Each appendix 7 is also delimited by a shaped side that joins to the side coinciding with the fold line 8 and the side 9 which rests on the edge of the second disk-like element 3.

In the embodiment shown in Figures 1 and 2, the shaped side is constituted by a pair of segments 10a and 10b, consecutive and transverse between them.

In practice, the perimeter of each appendix 7 substantially has the shape of a circular crown sector.

However, as will appear evident to person skilled in the art, the aforementioned appendices may vary in size and in shape, without departing from the scope of the invention.

In fact, for example, Figure 3 shows an impeller assembly, generally indicated with reference number 101 , substantially similar to impeller assembly 1 , but in which each appendix 107 is provided with a shaped side consisting of two segments 110a and 110b, that follow each other with a different angle.

It should also be noted that the shaped side may be discretized into a set of consecutive segments, differently positioned between them, which, at the limit, may also have the appearance of a curved portion.

Figure 4, for example, shows an impeller assembly, generally indicated with reference number 201 , substantially similar to impeller assemblies 1 and 101 , where however the appendices 207 are equipped with a shaped side including a straight portion 210a and a curved portion 210b, with the concavity facing outside of the second disk-like element 3.

According to another embodiment, not illustrated in the figures, the shaped side includes a convex portion.

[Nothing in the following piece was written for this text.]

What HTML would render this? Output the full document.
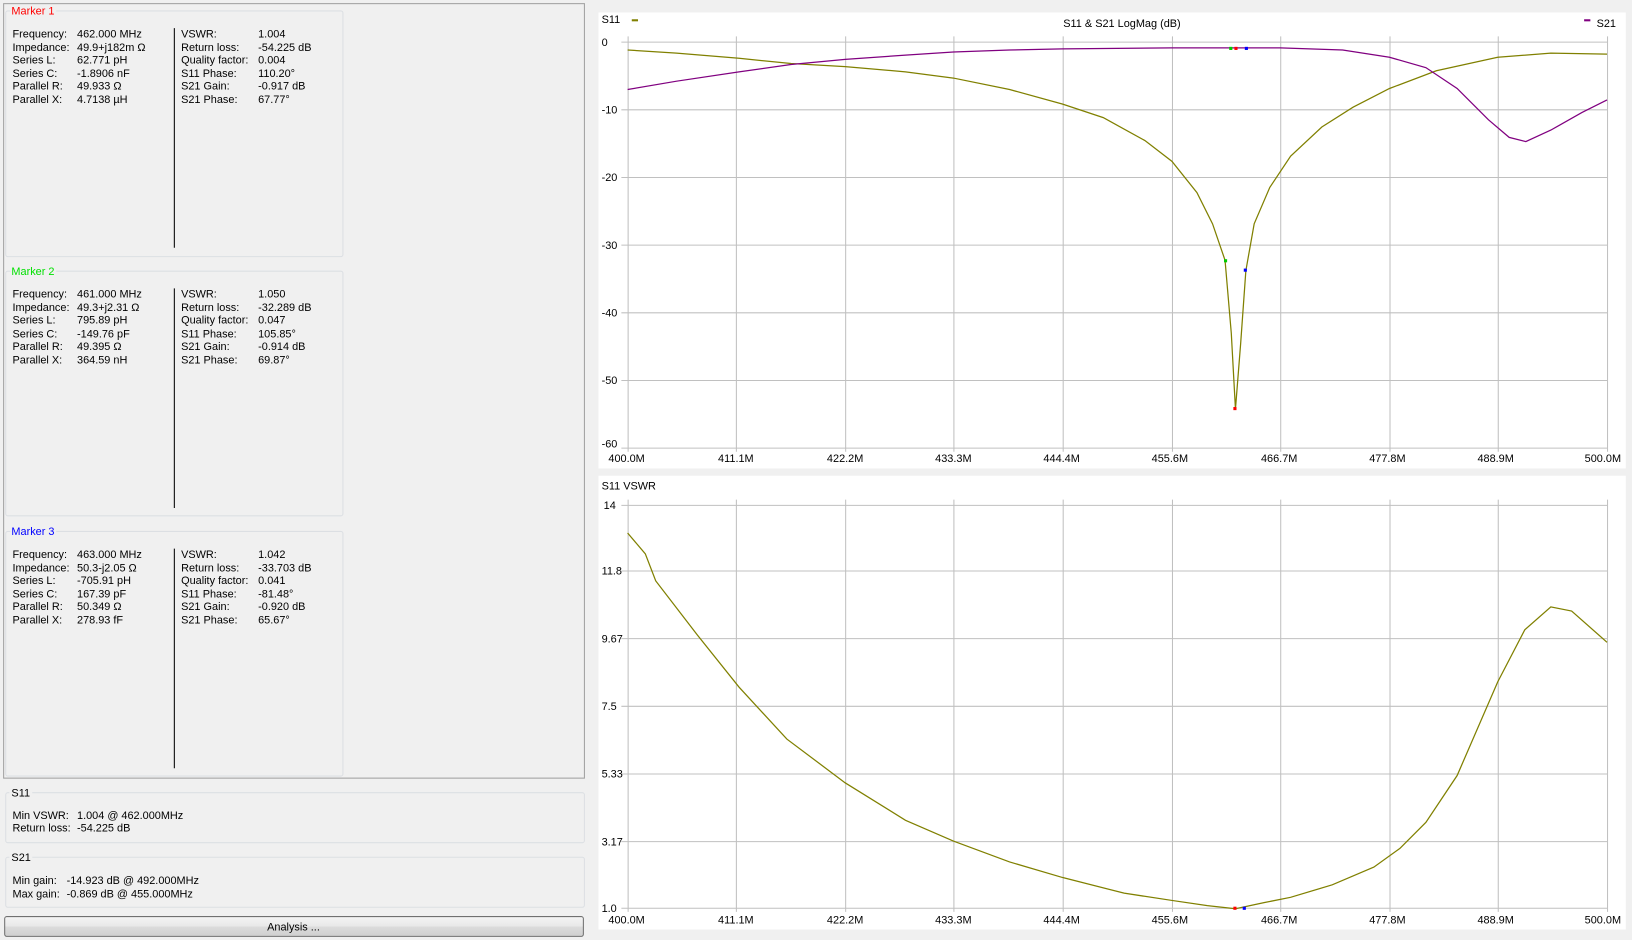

It is clear how the appendices may vary in a manner substantially equivalent in shape, size and proportions, without departing the scope of the invention.

In the embodiments shown in Figures 3 and 4, the elements corresponding to those already described with reference to the embodiment shown in Figures 1 and 2 have been identified with the same reference numbers.

The impeller assembly, according to the invention, can be manufactured using various techniques, using metallic materials such as, for example, steel, stainless steel and similar, or other materials having the required technical features.

Regarding the operation of the impeller assembly according to the present invention, experimental tests and a careful analysis of resulting data have revealed that the presence of these appendices implies a greater fluid dynamic performance and a good prevalence, given the same axial thrusts reduction.

In practice, it has been observed that the impeller assembly according to the invention fully achieves the intended aim, reducing the axial thrusts and at the same time ensuring maximum efficiency and prevalence.

This is achieved by having the appendices covering only the areas subject to lesser axial thrust, relative to the circular crown coplanar to the second disk-like element, and corresponding to circumferences with diameters respectively coincident with those of the two disk-like elements.

The one piece construction of the appendices and blades allows to use two disklike elements which do not need to be installed in precise reciprocal angular positions.

This allows to simplify and speed up the manufacturing process of the impeller assembly according to the invention, making it clearly more advantageous also from a merely economical point of view.

In practice, materials employed, so long as compatible with the specific use, as well as the contingent size and shapes, can be any according to the requirements and the state of the art.

This application claims the priority of Italian Patent Application No. 102015000013754, filed on 4 May 2015, the subject matter of which is incorporated herein by reference.

Claims

1. An impeller assembly for centrifugal pumps, comprising a first disk-like element, operatively arranged towards a coaxial inlet of a pump and facing a second disk-like element with a smaller diameter, operatively arranged towards the delivery of said pump; said second disc-like element being rigidly connected to said first disk-like element through a set of angularly spaced blades, and being centrally provided with fastening means for fastening to a drive shaft; the impeller assembly being characterized in that said blades comprise appendices, in flat sheet form, adjacent to said second disk-like element; said appendices being essentially located at areas subject to lesser axial thrust.

2. An impeller assembly, according to claim 1 , characterized in that each of said appendix is in one piece with the corresponding blade.

3. An impeller assembly, according to claim 1 , characterized in that each appendix is constituted by a folded portion of the corresponding blade; said folded portion extending transversally to said blade substantially in correspondence of a fold line at the edge of said blade.

4. An impeller assembly, according to claim 3, characterized in that each appendix is delimited by at least a first side defined by said fold line, by at least a second side adjacent to the peripheral edge of said second disk-like element, and by at least a shaped side joined to said first and second sides.

5. An impeller assembly, according to claim 4, characterized in that said shaped side comprises at least two segments; said segments being consecutive and transverse to each other.

6. An impeller assembly, according to claim 4, characterized in that said shaped side comprises a succession of substantially straight segments.

7. An impeller assembly, according to claim 4, characterized in that said shaped side comprises a curved portion having a concavity facing the outside of said second disk-like element.

8. An impeller assembly, according to claim 4, characterized in that said shaped side comprises a curved portion having a convexity facing the outside of said second disk-like element.

9. An impeller assembly, according to claim 4, characterized in that said appendices and said second disk-like element are substantially coplanar.

10. A centrifugal pump comprising a substantially hollow body which accommodates at least one impeller assembly fastened to a transmission shaft which is rotatable about a rotation axis; said transmission shaft being rotated by motor means; said impeller assembly comprising a first disk-like element, operatively arranged towards a coaxial inlet of said pump and facing a second disk-like element with a smaller diameter, operatively arranged towards the delivery of said pump; said second disc-like element being rigidly connected to said first disk-like element through a set of angularly spaced blades, and being centrally provided with fastening means for fastening to said drive shaft; said centrifugal pump being characterized in that said blades comprise appendices, in flat sheet form, adjacent to said second disk-like element; said appendices being essentially located at areas subject to lesser axial thrust.